Top Ten Things You May Not Know About the Mister


This week, someone posted pictures on Facebook from their wedding earlier this year. There was a picture of Ole Jus and me dancing.  It wasn’t long before I received a text message from a friend saying, “You got Justin to dance?!?!?!?” So without further ado, I’d like to welcome this week’s top ten list…things you may not know about the mister…
 
 
10. The dude can dance. His last name is Matejka of Czech origin; it makes up 50% of his blood to be exact. Therefore he came from a family of beer drinking and rug cuttin’.  Between family weddings, anniversaries and other celebrations of the sort he likely learned to dance before he could tie his shoe.  I, on the other hand, am not much of a dancing breed. Although my grandfather was an award winning Square Dance Caller, my dad was adopted.  As far as I know, my people come from a faraway land where you were punished by flogging for tappin your foot. Yes…that’s it. As a result, our “first dance” at our wedding concluded before the song wrapped up. Over the years, I’ve learned to embrace the fact that my hubs can dance and wants to dance with me.  So now, I let him lead flawlessly and I follow poorly. So maybe the text should have read, Justin got you to dance?!?!?!“ Not only a dancer, but a guitarist could be on his resume. He picked it up about 5 years ago and plays for the kids every night at bedtime.
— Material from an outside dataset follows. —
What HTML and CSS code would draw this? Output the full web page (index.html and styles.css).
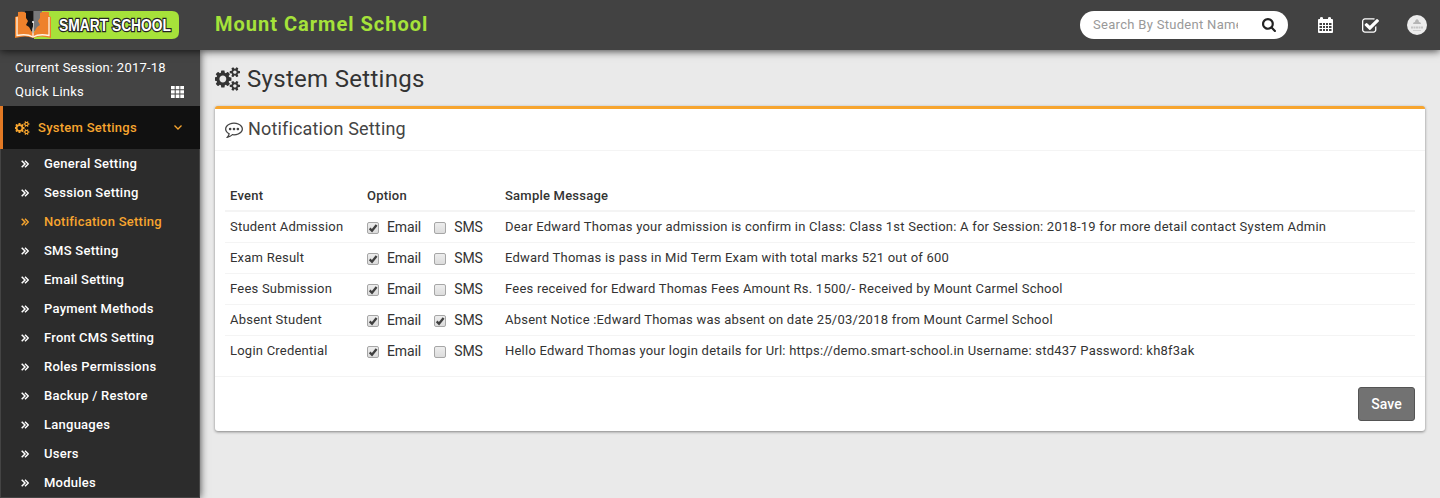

9. He is also an excellent chef.  I tried for years to have dinner ready when he came home, and half of the time I was successful. The other times I brought out my culinary skills it was too salty, burnt, undercooked or just gross. I should also add that he would eat the bottom of my shoe if I had cooked it and put it on his plate.  He never made me feel bad about it and always choked down whatever I served…burnt, salty or gross.  It didn’t take long for me to catch on to the fact that every item I fixed for our meal he took and “fixed” again. He would add some seasoning, make some gravy, and sometimes turn my meal into something completely different…and more delicious. These days he does 90% of the cooking around this household. He enjoys it and excels in it so I spend my time making sure he has all the ingredients within his reach to feed this family. I even prompted him recently, “Since I’m home more now do you want me to cook a few times a week?” His answer? “No. I’ll keep doing it.”

8. Back in the olden days when we had kids to bathe every night, we would take turns doing the dishes and doing the bathing. Eventually, he decided he would rather bathe our flatware than our little people every night. We got into that routine. Some things have changed. I don’t have to bathe our little people anymore because they aren’t little now, but he still does the dishes after dinner every night. Lucky girl…I know, but he won’t touch a bit of laundry.

7.  He doesn’t like deer hunting and fishing so much. If you find him in a stand or on a boat doing either of these, it is likely because he is there to accompany one of our kids on the expedition.  He likes any type of hunting that involves dogs; like hog, squirrel, and raccoon. Sounds to me like he isn’t big on sitting still. Too bad ‘cuz I’m not real big on squirrel adorning my dinner plate.

6.  If I supply a book, he will read it.  I tend to stick with be-a-better-man and be-a-better-christian when I’m out book shopping for him, but I’m pretty sure he would read just about anything I laid in front of him. I have to be careful though.  The homeschool idea came from one of those books, so I try and study the contents well enough to know if it will require any effort on my part for him to “be a better man”.

5.  He owns more pair of shorts now than he has in over 30 years.  His wardrobe of choice (for the last 25+ years) consists of Wrangler jeans and wrinkle free button down shirts. I guess that’s what real cowboys wear. However, I think he looks awfully attractive in a khaki pair of cargo shorts. Last summer when we visited Disney World, I pumped up his wardrobe with a pair of shorts for every day of the week. I think this will constitute a lifetime supply for Ole Jus.

4. He can draw. He can’t paint, color or be overly creative, but given a pencil and paper he can sketch out anything you can imagine. His specialty would be farm animals I suppose.  Just last week in church I drew a horse and asked him to add a cowboy atop the mount. When he was done I said, “You made my horse look bad.” His response, “Your horse is bad.”

3.  He thinks a good chicken fried steak and mashed potatoes can cure any illness you may develop. Cold? Chicken fried steak. Flu? Chicken fried steak. Stomach virus? Yep. Chicken fried steak.

2. He gets really nervous in traffic or crowded parking lots. In the event, he makes an anxious throat-clearing grunt sort of sound to which I always react with a gentle verbal reassurance and comforting pat on the arm. Not! I make an imitating inflated version of the same sound then usually laugh hysterically.

1.  He did not take one college class. He is my amazingly sexy man’s man who knew exactly what he wanted to spend his life doing and worked his way to where he is today.  I am so thankful for his hard work every minute of every day. It is a huge blessing to spend my life with a man who has a passion for cattle and agriculture and be able to support his family by living his dream. That’s the stuff of real true life…FROM THIS SIDE OF THIRTY.